See the Scriptable Mixing Capability section below for more details
Tip: Use Weighted Round Robin and Round Robin mixing operations when one of your search engines does not return scores. When possible, this algorithm ensures that each page displays a similar number of search results from each search engine.
- Click OK.
Mixing Results from Multiple Search Engines using the Weighted Round Robin algorithm
-
This mixing method is useful when you want to mix results returned from different sources which don't provide relevancy scores (document Rank metadata) or where the scores are not consistent across the board.
-
This mixing algorithm enables you to assign a specific importance (weight) to each search engine.
How to Enable the Weighted Round Robin Mixing Method
- Go to SmartHub Admin > Additional Settings > Mixing Algorithm
- Select "Weighted Round Robin" from the Mixing algorithm dropdown
- Provide the search engine names and weights for each of them in the following format: BackendName1,backend1Weight;BackendName2,backend2Weight;
- See more details in the "How to configure" section below.
How to Configure the Weighted Round Robin Algorithm
- Backend Weights: Text field which accepts the search engine names and weights associated to them.
- Example: SharePointOnline,7;NetDocs,3;
- The weights need to be integer values greater or equal to 1.
- Note: If the SmartHub Search Engine returns documents from search engines other than the ones specified in the Backend Weights field, then those results will be ignored.
A "Warning" message appears in the logs informing the user about this. - Hint: For intuitive configuration and use, the sum of all weights should be 10, that is, the number of results for a regular page.

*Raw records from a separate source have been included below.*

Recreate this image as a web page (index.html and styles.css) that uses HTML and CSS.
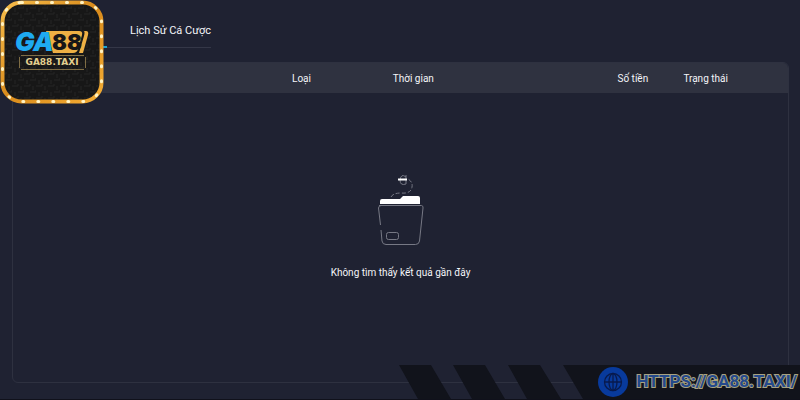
FILE: index.html
```html
<!DOCTYPE html>
<html lang="vi">
<head>
    <meta charset="UTF-8">
    <meta name="viewport" content="width=device-width, initial-scale=1.0">
    <title>Lịch Sử Cá Cược</title>
    <link rel="stylesheet" href="styles.css">
</head>
<body>
    <nav class="tabs">
        <button class="tab active" type="button"></button>
        <button class="tab" type="button">Lịch Sử Cá Cược</button>
    </nav>

    <main class="panel">
        <table class="history">
            <colgroup>
                <col class="col-id">
                <col class="col-type">
                <col class="col-time">
                <col class="col-amount">
                <col>
            </colgroup>
            <thead>
                <tr>
                    <th></th>
                    <th>Loại</th>
                    <th>Thời gian</th>
                    <th>Số tiền</th>
                    <th>Trạng thái</th>
                </tr>
            </thead>
        </table>
        <div class="empty">
            <svg class="empty-icon" width="48" height="72" viewBox="0 0 48 72" fill="none">
                <g stroke="#777985">
                    <path d="M2 31.5H44.500Q46.500 32 46 34L42.500 67Q42 70.500 38.500 70.500H9Q5.500 70.500 5 67L4 56M3.500 51L1.500 34Q1.500 32 4 31.500"/>
                    <rect x="9.500" y="58.500" width="12" height="7" rx="2"/>
                    <path d="M14 23Q16 19 24 19Q34 20 35 13Q36 8 31 5" stroke-dasharray="4 2"/>
                    <path d="M29 3Q24 -1 23 6Q23 12 29 10V1"/>
                </g>
                <path d="M3 30V27Q3 25 5 25H23L26 22H41Q43 22 43 24V30Z" fill="#fff"/>
                <path d="M21 5.500H30" stroke="#fff" stroke-width="2"/>
            </svg>
            <p>Không tìm thấy kết quả gần đây</p>
        </div>
    </main>

    <footer class="banner">
        <svg class="stripes" width="192" height="34" viewBox="0 0 192 34">
            <path d="M0 0H32L52 34H19ZM54 0H86L106 34H73ZM109 0H141L162 34H128ZM164 0H192V34H184Z"/>
        </svg>
        <a class="site" href="#">
            <svg class="globe" width="30" height="30" viewBox="0 0 30 30" fill="none">
                <circle cx="15" cy="15" r="15" fill="#083a9c"/>
                <g stroke="#081a4d" stroke-width="1.300">
                    <circle cx="15" cy="15" r="8.500"/>
                    <ellipse cx="15" cy="15" rx="4" ry="8.500"/>
                    <path d="M15 6.500V23.500M6.500 15H23.500"/>
                </g>
            </svg>
            <span>HTTPS://GA88.TAXI/</span>
        </a>
    </footer>

    <svg class="logo" width="104" height="104" viewBox="0 0 104 104">
        <defs>
            <pattern id="weave" width="12" height="12" patternUnits="userSpaceOnUse">
                <rect width="12" height="12" fill="#171717"/>
                <path d="M0 2H6V0M6 8H12V6M3 12V8M9 6V2" stroke="#242424" fill="none"/>
            </pattern>
            <linearGradient id="gold" x2="1" y2="1">
                <stop offset="0" stop-color="#f6bc4b"/>
                <stop offset="0.500" stop-color="#d98b1b"/>
                <stop offset="1" stop-color="#f4ad35"/>
            </linearGradient>
        </defs>
        <rect x="2.500" y="2.500" width="99" height="99" rx="19" fill="url(#weave)" stroke="url(#gold)" stroke-width="4"/>
        <rect x="2.500" y="2.500" width="99" height="99" rx="19" fill="none" stroke="#fff3c4" stroke-width="3" stroke-linecap="round" stroke-dasharray="1 14"/>
        <path d="M46 31H79Q83 31 82 35L78 49Q77 53 73 53H53Z" fill="#eeb044"/>
        <path d="M84 31H86Q89 31 88 35L83 53H79L84 36Q85 32 84 31Z" fill="#eeb044"/>
        <text class="logo-88" x="52" y="50">88</text>
        <text class="logo-ga" x="15 33" y="51">GA</text>
        <path d="M21 55.500H84M21 69.500H84M19.500 57V68M85.500 57V68" stroke="#9b8450" stroke-width="0.800"/>
        <text class="logo-site" x="52" y="65">GA88.TAXI</text>
    </svg>
</body>
</html>
```
FILE: styles.css
```css
* {
    box-sizing: border-box;
}

body {
    position: relative;
    min-height: 100vh;
    margin: 0;
    padding: 16px 11px 16px 12px;
    display: flex;
    flex-direction: column;
    background-color: #1f2232;
    border-bottom: 1px solid #10111b;
    color: #f4f5f9;
    font-family: Roboto, "Noto Sans", sans-serif;
    font-size: 10px;
}

.tabs {
    display: flex;
    align-self: flex-start;
    height: 32px;
    margin-bottom: 14px;
    border-bottom: 1px solid #343747;
}

.tab {
    margin: 0 0 -1px;
    padding: 0 0 2px 23px;
    border: 0;
    border-bottom: 2px solid transparent;
    background: none;
    color: #f4f5f9;
    font: inherit;
    font-size: 11px;
    cursor: pointer;
}

.tab.active {
    width: 95px;
    border-color: #16a6d8;
}

.panel {
    flex: 1;
    display: flex;
    flex-direction: column;
    border: 1px solid #2e3140;
    border-radius: 6px;
    overflow: hidden;
}

.history {
    width: 100%;
    table-layout: fixed;
    border-collapse: collapse;
    background-color: #2f3240;
}

.history th {
    height: 30px;
    padding: 0;
    text-align: left;
    font-weight: 400;
}

.col-id {
    width: 36%;
}

.col-type {
    width: 13%;
}

.col-time {
    width: 29%;
}

.col-amount {
    width: 8.5%;
}

.empty {
    flex: 1;
    display: flex;
    flex-direction: column;
    align-items: center;
    padding-top: 81px;
}

.empty p {
    margin: 19px 0 0;
    line-height: 16px;
}

.banner {
    position: absolute;
    right: 0;
    bottom: 0;
    display: flex;
    height: 34px;
}

.stripes {
    fill: #11131b;
}

.site {
    display: flex;
    align-items: center;
    gap: 9px;
    padding: 0 3px 0 7px;
    background-color: #11131b;
    color: #24498c;
    font-family: Roboto, sans-serif;
    font-size: 17px;
    font-weight: 700;
    text-decoration: none;
}

.site span {
    padding-bottom: 2px;
    -webkit-text-stroke: 2px #a8a281;
    paint-order: stroke fill;
}

.logo {
    position: absolute;
    top: 0;
    left: 0;
}

.logo-ga,
.logo-88 {
    font-family: Inter, sans-serif;
    font-weight: 900;
}

.logo-ga {
    fill: #1eaaf1;
    font-size: 26px;
    font-style: italic;
}

.logo-88 {
    fill: #171717;
    font-size: 22px;
}

.logo-site {
    fill: #e3cf8e;
    font-family: "DejaVu Sans", sans-serif;
    font-size: 9px;
    font-weight: 700;
    text-anchor: middle;
}
```
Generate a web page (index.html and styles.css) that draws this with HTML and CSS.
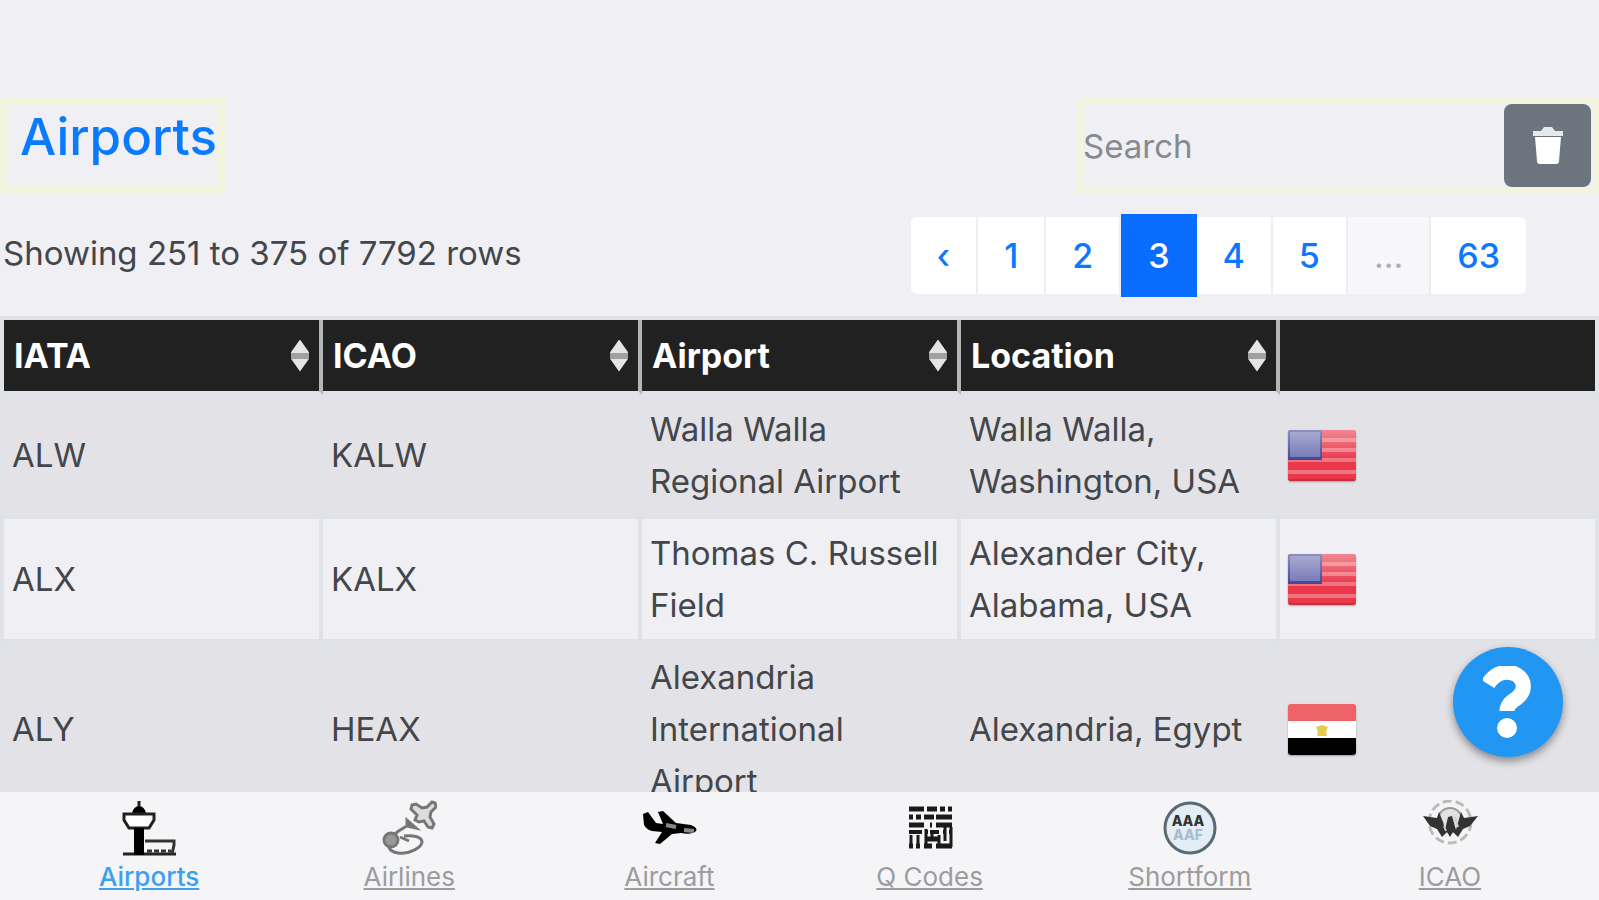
FILE: index.html
```html
<!DOCTYPE html>
<html lang="en">
<head>
	<meta charset="utf-8">
	<meta name="viewport" content="width=device-width, initial-scale=1">
	<title>Airports</title>
	<link rel="stylesheet" href="styles.css">
</head>
<body>
	<header class="toolbar">
		<h1 class="title">Airports</h1>
		<form class="search">
			<input type="search" class="search-input" placeholder="Search" aria-label="Search">
			<button type="reset" class="btn-clear" aria-label="Clear search">
				<svg viewBox="0 0 32 38" width="32" height="38" fill="#fff">
					<path d="M1 4h8l3-4h8l3 4h8v5H1z" fill="#e6e9ec"/>
					<path d="M3 10h26l-2 24q0 3-3 3H8q-3 0-3-3z"/>
				</svg>
			</button>
		</form>
	</header>

	<main>
		<div class="pager">
			<span class="info">Showing 251 to 375 of 7792 rows</span>
			<nav class="pagination" aria-label="Pages">
				<a class="page" href="#">‹</a>
				<a class="page" href="#">1</a>
				<a class="page" href="#">2</a>
				<a class="page active" href="#">3</a>
				<a class="page" href="#">4</a>
				<a class="page" href="#">5</a>
				<span class="page disabled">...</span>
				<a class="page" href="#">63</a>
			</nav>
		</div>

		<table class="table">
			<thead>
				<tr>
					<th class="sortable">IATA</th>
					<th class="sortable">ICAO</th>
					<th class="sortable">Airport</th>
					<th class="sortable">Location</th>
					<th></th>
				</tr>
			</thead>
			<tbody>
				<tr>
					<td>ALW</td>
					<td>KALW</td>
					<td>Walla Walla Regional Airport</td>
					<td>Walla Walla, Washington, USA</td>
					<td><svg class="flag" viewBox="0 0 68 51"><use href="#flag-us"/></svg></td>
				</tr>
				<tr>
					<td>ALX</td>
					<td>KALX</td>
					<td>Thomas C. Russell Field</td>
					<td>Alexander City, Alabama, USA</td>
					<td><svg class="flag" viewBox="0 0 68 51"><use href="#flag-us"/></svg></td>
				</tr>
				<tr>
					<td>ALY</td>
					<td>HEAX</td>
					<td>Alexandria International Airport</td>
					<td>Alexandria, Egypt</td>
					<td><svg class="flag" viewBox="0 0 68 51"><use href="#flag-eg"/></svg></td>
				</tr>
			</tbody>
		</table>
	</main>

	<button type="button" class="help" aria-label="Help">
		<svg viewBox="0 0 50 72" width="50" height="72">
			<path d="M5 18C13 5 26 4 34 9c9 6 8 17 0 23-6 4-10 7-10 13" fill="none" stroke="#fff" stroke-width="15"/>
			<circle cx="24" cy="62" r="10" fill="#fff"/>
		</svg>
	</button>

	<nav class="tabs">
		<a class="tab active" href="#">
			<svg class="icon" viewBox="0 0 56 56">
				<path d="M18 1v5M2 54h53" stroke="#222" stroke-width="3"/>
				<path d="M11 15c0-6 4-9 7-9s7 3 7 9z"/>
				<path d="M3 14h30v6l-5 8H8l-5-8z" fill="#fff" stroke="#222" stroke-width="3"/>
				<path d="M13 28h10v27H13z"/>
				<path d="M24 41h29v4l-2 9" fill="none" stroke="#333" stroke-width="3"/>
				<path d="M26 51h24" stroke="#333" stroke-width="3" stroke-dasharray="5 2"/>
			</svg>
			<span>Airports</span>
		</a>
		<a class="tab" href="#">
			<svg class="icon" viewBox="0 0 56 56" fill="none" stroke="#777" stroke-width="3">
				<path d="M31 5l4-1 6 4 5-1 5-5 3 1 1 4-5 5-1 5 4 7-2 4-4-1-4-6-5 1-4-2 2-5-6-6z" fill="#ddd"/>
				<path d="M26 20l9 8-9-2z" fill="#666"/>
				<circle cx="10" cy="40" r="7" fill="#999"/>
				<path d="M14 34c6-6 9-5 11-8M23 36c10-1 18 1 18 6S28 55 17 53 8 45 8 45M19 37l9 4"/>
			</svg>
			<span>Airlines</span>
		</a>
		<a class="tab" href="#">
			<svg class="icon" viewBox="0 0 56 56">
				<path d="M2 14l5-2 8 11 7 1-5-12 5-1 13 12 15 2q7 3 5 6-4 4-15 2l-9 1-12 10-5-1 7-11-10-1q-5-1-8-6z"/>
				<path d="M25 25l10 2M43 30l10 1" stroke="#888" stroke-width="4"/>
			</svg>
			<span>Aircraft</span>
		</a>
		<a class="tab" href="#">
			<svg class="icon" viewBox="0 0 56 56" stroke="#1a1a1a" stroke-width="5">
				<path d="M7 9h15M25 9h10M38 9h5M46 9h4"/>
				<path d="M7 17h4M14 17h5M22 17h10M34 17h16"/>
				<path d="M7 25h15M28 25h2M34 25h16"/>
				<path d="M7 32h13M24 32h2M28 32h9M41 32h2M47 32h3" stroke-width="4"/>
				<path d="M9 35v13M16 35v13M24 29v19M30 33v5M37 35v13M43 27v14M49 27v20" stroke-width="3"/>
				<path d="M24 39h12M7 46h4M14 46h4M22 46h8M34 46h16"/>
			</svg>
			<span>Q Codes</span>
		</a>
		<a class="tab" href="#">
			<svg class="icon" viewBox="0 0 56 56">
				<circle cx="28" cy="28" r="25" fill="#e3edf5" stroke="#5a6a74" stroke-width="3"/>
				<text class="code" x="26" y="26">AAA</text>
				<text class="code code-light" x="26" y="40">AAF</text>
			</svg>
			<span>Shortform</span>
		</a>
		<a class="tab" href="#">
			<svg class="icon" viewBox="0 0 56 56">
				<circle cx="28" cy="22" r="21" fill="none" stroke="#bbb" stroke-width="3" stroke-dasharray="9 4"/>
				<circle cx="28" cy="20" r="12" fill="#e2e2e4" stroke="#999" stroke-width="2"/>
				<path d="M1 16l14 2 2-6 4 10 2 8 3-13 4-1 4 14 5-18 3 6 14-2-8 10-7 3-5 8-5-5-3 5-3-5-5 5-5-8-7-3z" fill="#333"/>
				<path d="M33 17l3 10M22 26l2 5" stroke="#ccc" stroke-width="2"/>
			</svg>
			<span>ICAO</span>
		</a>
	</nav>

	<!-- flags used in the table -->
	<svg class="sprite" width="0" height="0">
		<defs>
			<linearGradient id="shine" x1="0" y1="0" x2="0" y2="1">
				<stop offset="0" stop-color="#fff" stop-opacity=".4"/>
				<stop offset=".6" stop-color="#fff" stop-opacity="0"/>
			</linearGradient>
			<symbol id="flag-us" viewBox="0 0 68 51">
				<rect width="68" height="51" fill="#e8384a"/>
				<path d="M0 10h68M0 20h68M0 30h68M0 42h68" stroke="#f07480" stroke-width="4"/>
				<rect width="34" height="30" fill="#3f4698"/>
				<rect x="2" y="2" width="30" height="25" fill="#7376b4"/>
				<rect width="68" height="51" fill="url(#shine)"/>
				<path d="M0 50h68" stroke="#c62f3f" stroke-width="2"/>
			</symbol>
			<symbol id="flag-eg" viewBox="0 0 68 51">
				<rect width="68" height="17" fill="#ee6368"/>
				<rect y="17" width="68" height="17" fill="#fff"/>
				<rect y="34" width="68" height="17"/>
				<path d="M28 23l6-2 6 2-2 5 1 4H29l1-4z" fill="#e6cb4c"/>
			</symbol>
		</defs>
	</svg>
</body>
</html>
```
FILE: styles.css
```css
* {
	box-sizing: border-box;
}

body {
	margin: 0;
	padding-top: 98px;
	background-color: #efeff4;
	color: #43464a;
	font-family: Inter, "Liberation Sans", sans-serif;
	font-size: 33px;
	line-height: 52px;
}

a {
	color: #0d78ff;
	text-decoration: none;
}

.toolbar {
	display: flex;
	justify-content: space-between;
	height: 95px;
}

.title {
	margin: 0;
	padding: 0 0 0 12px;
	border: 8px solid #f3f4de;
	color: #0a7aff;
	font-size: 51px;
	font-weight: 500;
	line-height: 62px;
}

.search {
	display: flex;
	align-items: center;
	width: 522px;
	border: 6px solid #f3f4de;
}

.search-input {
	flex: 1;
	min-width: 0;
	height: 83px;
	padding: 0;
	border: 0;
	outline: 0;
	background: transparent;
	font: inherit;
}

.search-input::placeholder {
	color: #868b91;
	opacity: 1;
}

.btn-clear {
	display: flex;
	align-items: center;
	justify-content: center;
	width: 87px;
	height: 83px;
	margin-right: 2px;
	padding: 0;
	border: 0;
	border-radius: 8px;
	background-color: #6c757d;
	cursor: pointer;
}

/* Row above the table */
.pager {
	display: flex;
	align-items: center;
	justify-content: space-between;
	height: 83px;
	margin: 21px 73px 19px 3px;
}

.info {
	padding-bottom: 6px;
}

.pagination {
	display: flex;
	align-items: center;
}

.page {
	height: 77px;
	padding: 0 26px;
	border-right: 2px solid #eceef2;
	background-color: #fff;
	font-size: 34px;
	font-weight: 500;
	line-height: 77px;
}

.page:first-child {
	border-radius: 6px 0 0 6px;
}

.page:last-child {
	border-right: 0;
	border-radius: 0 6px 6px 0;
}

.page.active {
	height: 83px;
	padding: 0 27px;
	border-right: 0;
	background-color: #0a6cff;
	color: #fff;
	line-height: 83px;
}

.page.disabled {
	background-color: #f7f7fa;
	color: #adb1b6;
	font-weight: 400;
}

.table {
	width: 100%;
	border: 4px solid #dfe2e6;
	border-width: 4px 0 0 4px;
	border-spacing: 0;
	table-layout: fixed;
}

.table th,
.table td {
	padding: 8px;
	border: 4px solid #dfe2e6;
	border-width: 0 4px 4px 0;
	text-align: left;
	vertical-align: middle;
}

.table th {
	height: 75px;
	padding-left: 10px;
	border-right-color: #b4b6b8;
	background-color: #212121;
	color: #fff;
	font-size: 34px;
	font-weight: 700;
}

.table th:last-child {
	border-right-color: #dfe2e6;
}

.table tbody tr:nth-child(odd) {
	background-color: #e2e2e7;
}

/* Up and down arrows on the right of the header cell */
.sortable::after {
	content: "";
	float: right;
	width: 18px;
	height: 32px;
	margin: 10px 2px 0 0;
	background: linear-gradient(#e4e4e4 13px, #a0a0a0 13px, #a0a0a0 19px, #e4e4e4 19px);
	clip-path: polygon(50% 0, 100% 40%, 100% 60%, 50% 100%, 0 60%, 0 40%);
}

.flag {
	display: block;
	width: 68px;
	height: 51px;
	border-radius: 3px;
	box-shadow: 0 1px 2px rgba(0, 0, 0, 0.3);
}

.help {
	position: fixed;
	right: 36px;
	bottom: 143px;
	display: flex;
	align-items: center;
	justify-content: center;
	width: 110px;
	height: 110px;
	padding: 0;
	border: 0;
	border-radius: 50%;
	background-color: #2196f3;
	box-shadow: 0 4px 8px rgba(0, 0, 0, 0.4);
	cursor: pointer;
}

/* Bottom tab bar */
.tabs {
	position: fixed;
	right: 0;
	bottom: 0;
	left: 0;
	display: flex;
	height: 108px;
	padding: 8px 19px 0;
	background-color: #f5f5f7;
}

.tab {
	display: flex;
	flex: 1;
	flex-direction: column;
	align-items: center;
	color: #9c9c9e;
	font-size: 26px;
	line-height: 32px;
	text-decoration: underline;
}

.tab.active {
	color: #3d9ff0;
	font-weight: 500;
}

.icon {
	width: 56px;
	height: 56px;
	margin-bottom: 5px;
}

.code {
	fill: #333;
	font-size: 14px;
	font-weight: 800;
	text-anchor: middle;
}

.code-light {
	fill: #a9bdcc;
}

.sprite {
	position: absolute;
}
```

- This ensures on any results page the user will see 7 documents from SharePoint Online and 3 documents from the NetDocuments search engine (if there are enough results available).
How it Works
Let's assume the following configuration:
- Assume you have 3 search engines configured in your SmartHub Admin:
- SharePoint Online, Azure, and NetDocs
- The Backend Weights setting is:
- SharePointOnline,7;Azure,2;NetDocs,1;
- Assume your query returns 10 results from SharePoint Online, 5 results from Azure and 1 from NetDocs, for a total of 16 results
- Assume your results page shows a maximum of 10 results, so you'll receive 2 pages of results
The algorithm splits the page in 3 "zones" for results.
-
The number of zones is based on the formula: NumberOfZones = RowsPerPage / NumberOfBackends;
-
Each zone shows an evenly distributed number of results from each search engine.
-
Page 1 of the results looks like this:
- Zone 1 shows:
- 3 documents from SharePoint Online
- 1 document from Azure
- 1 document from NetDocuments
- Zone 2 shows:
- 2 documents from SharePoint Online
- 1 document from Azure
- 0 documents from NetDocuments
- Zone 3 shows:
- 2 documents from SharePoint Online
- 0 documents from Azure
- 0 documents from NetDocuments
- Zone 1 shows:
How to use the Weighted Round Robin Algorithm in a Scriptable Mixing Stage
In your custom mixing stage you can use the algorithm by calling: WeightedRoundRobinMixingAlgorithm.MixResults
function.
-
The function has the following definition:
List<SearchResult> MixResults(Dictionary<string, Queue<SearchResult>> backendResultsQueues, SearchQuery query, Dictionary<string, int> backendWeights, int numberOfSections)
Parameters:
- backendResultsQueues: Dictionary where the key is the search engine name and the value is a queue constructed from
SearchResults.RelevantResults
list - query: This is the user query object
- backendWeights: Dictionary where the key is the search engine name and the value is the associated weight
- numberOfSections: This value defines the number of zones to be used for a page
Mixing and Pagination
Mixing is applied to the results from all of the search search engines before pagination is applied.
-
For example, if you request 10 results per page, the SmartHub engine requests 10 results from each of the configured search engines.
-
The results are mixed and sorted before all of the results are returned.
-
Only the top 10 results are returned with pagination.
Note:
-
The pipeline extensibility stages are applied to the entire mixed and sorted set of results before pagination is applied.
-
These stages let you implement custom mixing algorithms that override the SmartHub’s built-in mixing algorithms.